I set the ledger page down on the table, press both palms flat against it, and look at my father across the room. He looks back at me, and neither of us says anything at all for a moment, because there are no words in my vocabulary that are right for what he has done.

He built me a shield out of their own hands. He did it quietly. He waited, and he never told me because he didn’t want me afraid.

“D-Daddy,” I manage. My voice breaks, and I cannot help it.

“I told you I’d handle it,” he says, in the tone he has used my entire life for everything from scraped knees to the worst moments I have known…

Perfectly calm, perfectly certain, perfectly him.

Sin turns on the sofa and looks at me, and there’s something in his expression I don’t have a name for, somewhere between awe, grief, and the understanding of something large and irreversible. He gives me a single, slow nod.

I press my thumb to the corner of my eye, dabbing at a welling tear, and pull myself back together.

“Bring Will in,” my father says.

Sin stands. He crosses to the front door, opening it, and then I hear boots on the porch steps.

Will appears in the doorway. He looks at the room, at Mr. Ellery with his documents, at Sin coming back toward the sofa, at me on the cushion with my hands still pressed flat against the table, and then his eyes find my father in the armchair.

He stops dead in the doorway. There’s something on Will’s face I’ve never really seen before. Messy around the edges. Like he’s finally starting to understand how big this whole thing actually is and is trying real hard not to let it knock him sideways.

Dad looks at him for a long moment, his gaze steady and unhurried, like he’s taken years to arrive at this moment and has no intention of rushing it.

“You take care of her,” my father says. “The business. The mine. Whatever she needs…” He pauses, a small, knowing look crossing his face.

“And I expect you to take care of her, not just the business.”

The silence after that is different from the silence before.

Will meets my father’s eyes and holds them, and in the two years I have known Will Beckett, I have never once seen him at a loss. He is always the steadiest person in any room he walks into, always the one with his feet planted and his chin level and his voice even.

He. Does. Not.
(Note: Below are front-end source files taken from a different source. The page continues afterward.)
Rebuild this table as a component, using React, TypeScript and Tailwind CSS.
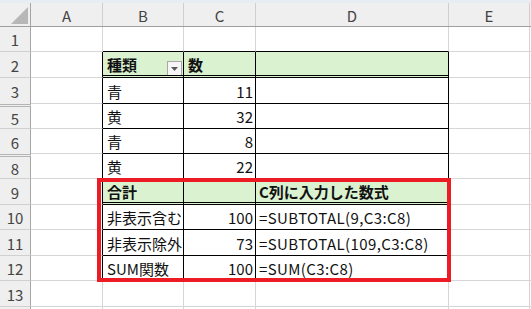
import type { ReactNode } from 'react';

type Row = {
  n: string;
  h: number;
  head?: boolean;
  filter?: boolean;
  afterHidden?: boolean;
  beforeHidden?: boolean;
  b?: string;
  c?: string;
  d?: string;
};

const columns = [
  { key: 'A', w: 72 },
  { key: 'B', w: 81 },
  { key: 'C', w: 72 },
  { key: 'D', w: 193 },
  { key: 'E', w: 81 },
];

const rows: Row[] = [
  { n: '1', h: 25 },
  { n: '2', h: 26, head: true, filter: true, b: '種類', c: '数' },
  { n: '3', h: 26, b: '青', c: '11', beforeHidden: true },
  { n: '5', h: 25, b: '黄', c: '32', afterHidden: true },
  { n: '6', h: 25, b: '青', c: '8', beforeHidden: true },
  { n: '8', h: 25, b: '黄', c: '22', afterHidden: true },
  { n: '9', h: 26, head: true, b: '合計', d: 'C列に入力した数式' },
  { n: '10', h: 25, b: '非表示含む', c: '100', d: '=SUBTOTAL(9,C3:C8)' },
  { n: '11', h: 26, b: '非表示除外', c: '73', d: '=SUBTOTAL(109,C3:C8)' },
  { n: '12', h: 25, b: 'SUM関数', c: '100', d: '=SUM(C3:C8)' },
  { n: '13', h: 26 },
];

// rows that belong to the bordered table (2..12)
const inTable = (r: Row) => !['1', '13'].includes(r.n);

function FilterButton() {
  return (
    <span className="mb-[-2px] ml-auto flex h-[16px] w-[15px] shrink-0 items-center justify-center self-end border border-[#a9a9a9] bg-[#f6f6f6]">
      <svg width="7" height="4" viewBox="0 0 7 4">
        <polygon points="0,0 7,0 3.5,4" fill="#5a5a5a" />
      </svg>
    </span>
  );
}

function Cell({
  w,
  className,
  children,
}: {
  w: number;
  className: string;
  children?: ReactNode;
}) {
  return (
    <div className={`flex shrink-0 items-center overflow-hidden whitespace-nowrap ${className}`} style={{ width: w }}>
      {children}
    </div>
  );
}

function SheetRow({ r }: { r: Row }) {
  const table = inTable(r);
  const bottomBlack = table || r.n === '1';
  const dataBottom = r.head
    ? 'border-b-[3px] border-double border-b-black'
    : bottomBlack
      ? 'border-b border-b-black'
      : 'border-b border-b-[#d6d6d6]';
  const dataRight = table ? 'border-r border-r-black' : 'border-r border-r-[#d6d6d6]';
  const fill = r.head ? 'bg-[#daf2d0] font-bold' : 'bg-white';
  const headerEdge = r.afterHidden
    ? 'border-t-[3px] border-double border-t-[#b5b5b5] border-b border-b-[#d0d0d0]'
    : r.beforeHidden
      ? ''
      : 'border-b border-b-[#d0d0d0]';

  return (
    <div className="flex" style={{ height: r.h }}>
      <div
        className={`flex w-[31px] shrink-0 items-center justify-center border-r border-r-[#a6a6a6] bg-[#efefef] pt-px text-[#444] ${headerEdge}`}
      >
        {r.n}
      </div>
      <Cell
        w={72}
        className={`border-b border-b-[#d6d6d6] ${table ? 'border-r border-r-black' : 'border-r border-r-[#d6d6d6]'}`}
      />
      <Cell w={81} className={`pl-[4px] pr-px pt-px ${dataBottom} ${dataRight} ${fill}`}>
        {r.b}
        {r.filter && <FilterButton />}
      </Cell>
      <Cell w={72} className={`pl-[4px] pt-px ${r.head ? '' : 'justify-end pr-[2px]'} ${dataBottom} ${dataRight} ${fill}`}>
        {r.c}
      </Cell>
      <Cell
        w={193}
        className={`pl-[3px] pt-px ${r.head ? '' : 'tracking-[0.4px]'} ${dataBottom} ${dataRight} ${fill}`}
      >
        {r.d}
      </Cell>
      <Cell w={81} className="border-b border-r border-b-[#d6d6d6] border-r-[#d6d6d6]" />
      <Cell w={1} className="border-b border-b-[#d6d6d6]" />
    </div>
  );
}

export default function App() {
  return (
    <div className="relative h-[309px] w-[531px] overflow-hidden bg-white font-['Noto_Sans_CJK_JP',sans-serif] text-[15px] leading-none text-[#111]">
      <div className="h-[3px] bg-[#e7edf3]" />

      {/* column headers */}
      <div className="flex h-[24px] border-b border-b-[#9e9e9e] bg-[#efefef] text-[#444]">
        <div className="flex w-[31px] shrink-0 items-end justify-end border-r border-r-[#a6a6a6] pb-[2px] pr-[2px]">
          <svg width="17" height="17" viewBox="0 0 17 17">
            <polygon points="17,0 17,17 0,17" fill="#b7b7b7" />
          </svg>
        </div>
        {columns.map((col) => (
          <div
            key={col.key}
            className="flex shrink-0 items-center justify-center border-r border-r-[#cfcfcf] pt-px"
            style={{ width: col.w }}
          >
            {col.key}
          </div>
        ))}
        <div className="w-px shrink-0" />
      </div>

      {rows.map((r) => (
        <SheetRow key={r.n} r={r} />
      ))}

      <div className="flex h-[2px]">
        <div className="w-[31px] shrink-0 border-r border-r-[#a6a6a6] bg-[#efefef]" />
        {columns.map((col) => (
          <div key={col.key} className="shrink-0 border-r border-r-[#d6d6d6]" style={{ width: col.w }} />
        ))}
      </div>

      {/* highlight frame around the totals block */}
      <div className="pointer-events-none absolute left-[97px] top-[178px] h-[104px] w-[354px] border-4 border-[#ed1c24]" />
    </div>
  );
}
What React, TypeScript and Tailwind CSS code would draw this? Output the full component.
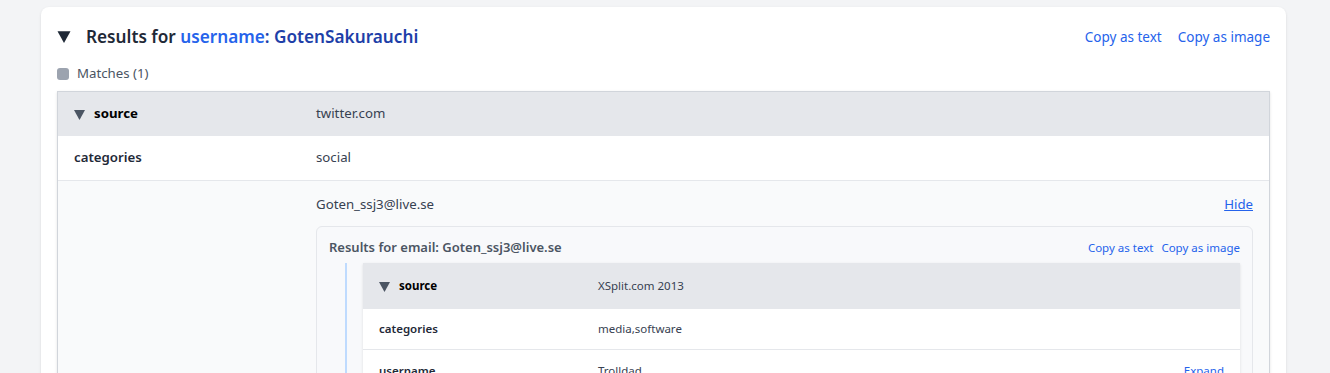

Rattle.

He is not exactly rattled now.

But something about the way he draws a slow, deliberate breath before he speaks tells me that my father has handed him something that took him a moment to find his grip on. “Yes, sir,” he says with conviction.

My father gives one sharp nod, the kind that says the decision’s been made and, as far as he’s concerned, the conversation is over. “Good,” he says.

And in the warmth of my father’s living room, with his reading lamp, his armchair, and his twenty-year coffee stain, something enormous and permanent settles into place.

My father leans back in his chair and closes his eyes, and something in the room finally eases a little.